But keep this in mind. University athletes accused of rape, university athletes found guilty of rape — these events are a dime a dozen. (University athletes accused of beating the shit out of people are a penny a dozen.) During the life of this blog, UD has covered dozens and dozens of them. Sometimes schools like the University of Montana produce so many stories of this sort that they – and the one-watering-hole-per-square-inch towns that harbor them – begin to get a reputation. Enrollment suffers because parents don’t want their daughters living in a rape town. But overwhelmingly – as the NYT reports – these things go absolutely nowhere.

Wanna know why? Okay, here’s the list.

1. No one cares. People care about their team. They like their team’s aggressive players, and… you know… hard to keep all of that shit on the field. Too bad.

2. Billions of dollars are on the table.

3. It’s just girls getting hurt. Or – in the Sandusky case – underprivileged young men. Who cares.

Not only will things go nowhere. You can already see the rehabilitation of Paterno’s Penn State moving along nicely, with much of Happy Valley galvanized at the prospect of The Statue going up again… and at the much-discussed prospect of another statue of Paterno being commissioned for another high-profile place at Penn State.

Yes, this is what that university is all about lately.
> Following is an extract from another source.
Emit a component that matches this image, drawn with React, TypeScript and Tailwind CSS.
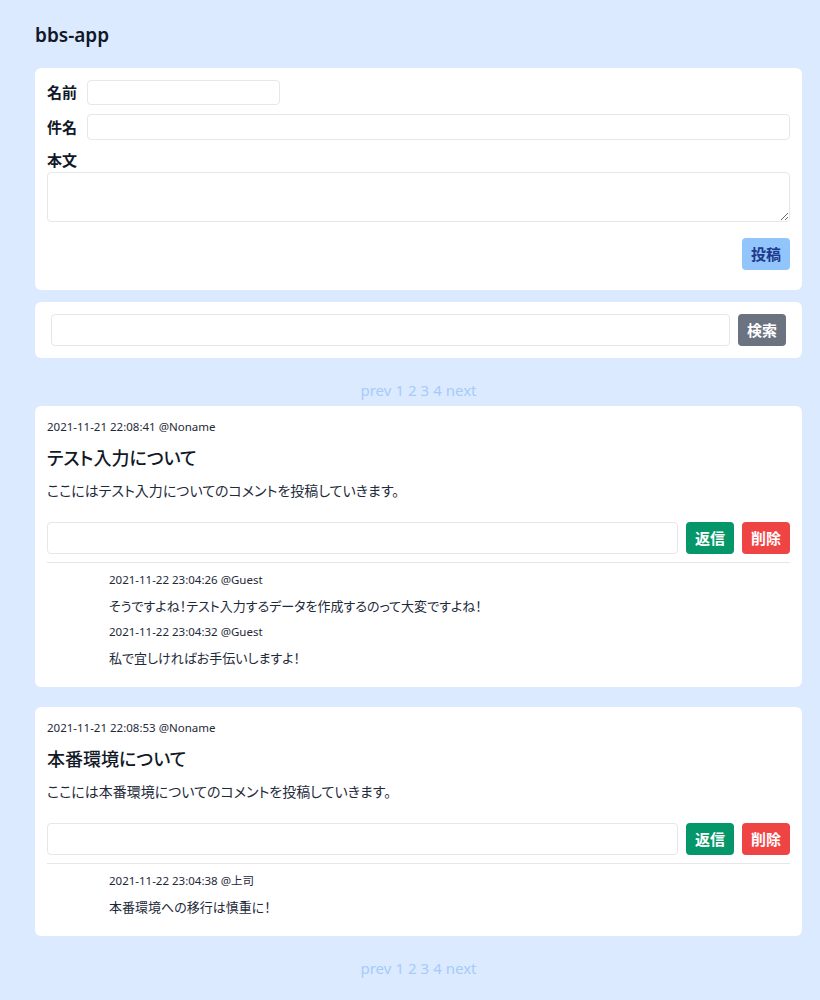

The important thing at Penn State is tons of people getting to work packing the board of trustees with true Penn Staters like Al Lord. (Note that Lord’s campaign page features not a picture of the candidate, but a picture of God himself, halo’ed in white.) Lord might well win a place on the Penn State board of trustees.

So before that happens, you want to understand the culture? Read and learn. Here’s Al’s position statement, with UD‘s commentary in parenthesis. (UD thanks an anonymous Penn State person for sending this to her.)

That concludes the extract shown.